Early Ideas of Gender Equality

Too often, for example, father figures intentionally or unintentionally model behavioral roles that put women on the back foot in a relationship. Unconscious biases can do much to promote unhealthy and unequal behaviors in a household and in society. Sadly, children tend to learn more from what their parents do than what their parents say; the effect of seeing gender discrimination at home can set a pattern that can last a lifetime.

 

Examining Our Deeply Held Beliefs

In the broader sense, how we behave as parents are predicated on how we think of the world around us. On a very basic level, who we are as people often springs from what we choose to believe. At some point, moreover, our beliefs tend to rise to the surface of our behavior.

 

For example, suppose that a person wants to believe in gender equality but does not address deeper prejudices that they may have learned over time. On a conscious level, this person may tell themselves that their own belief is that women are equal to men and deserve equal rights.

 

Gaining a Deeper Understanding of the Self

However, on a deeper level, the same person may hold beliefs that stereotype women or prize specific gender roles that disproportionately benefit men. These stereotypes might involve the belief that women should take on a more significant share of housework or that wives should not earn more than their husbands.

 

Without intending to, in other words, such a person might feel a deep sense of inadequacy when their wife delivers news about a raise at work. They may feel anger when housework does not get done “on time.”

 

How Children Learn From Observation

Despite their lack of worldly experience, most children are adept at putting these unintentionally communicated ideas together to form a concept of the wider world. They may connect ideas about gender equality with images of personal conflict.

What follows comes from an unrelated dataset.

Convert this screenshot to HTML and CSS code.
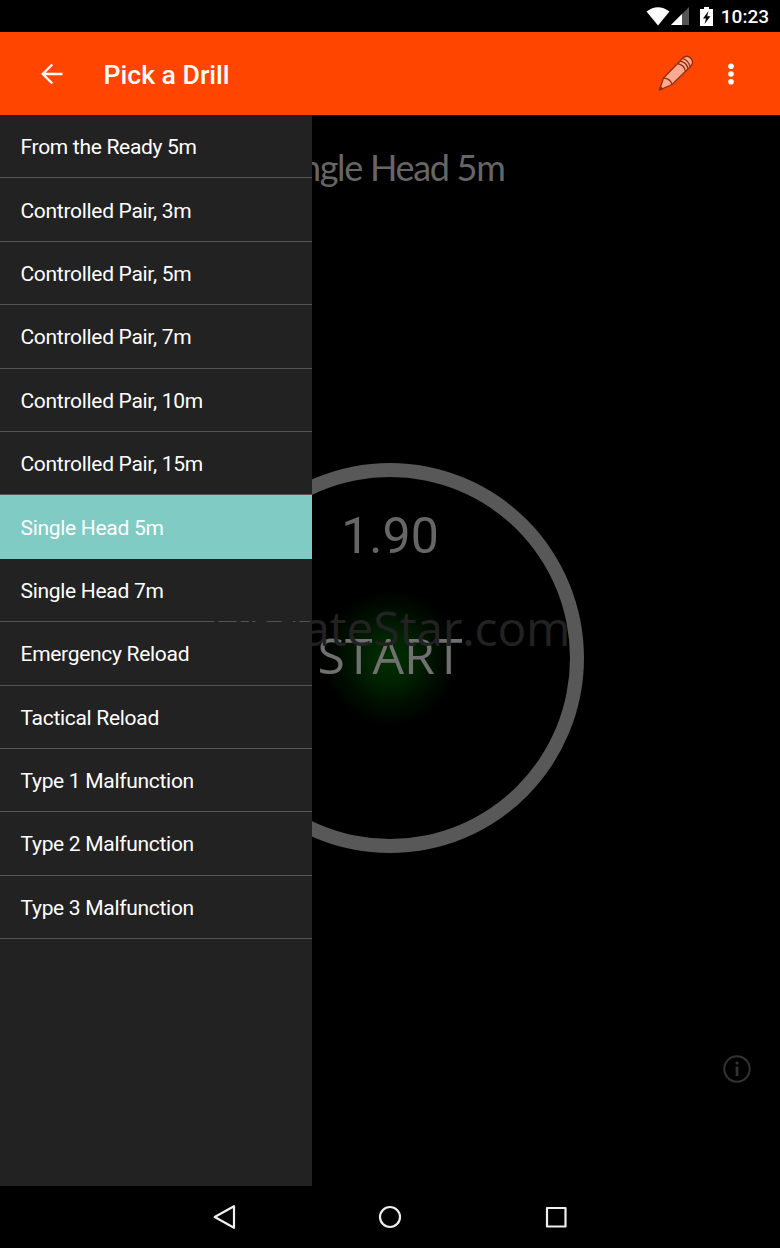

In their minds, they may develop beliefs about themselves or others that are rooted in discrimination.

 

This is why it is often said that gender equity starts in the home. To properly model gender equality, we must first seek to understand our own biases better. After all, we are much more likely to pass on notions of who we are as people to our children than notions of who we would like to be. When it comes to raising children, the difference can be enormous.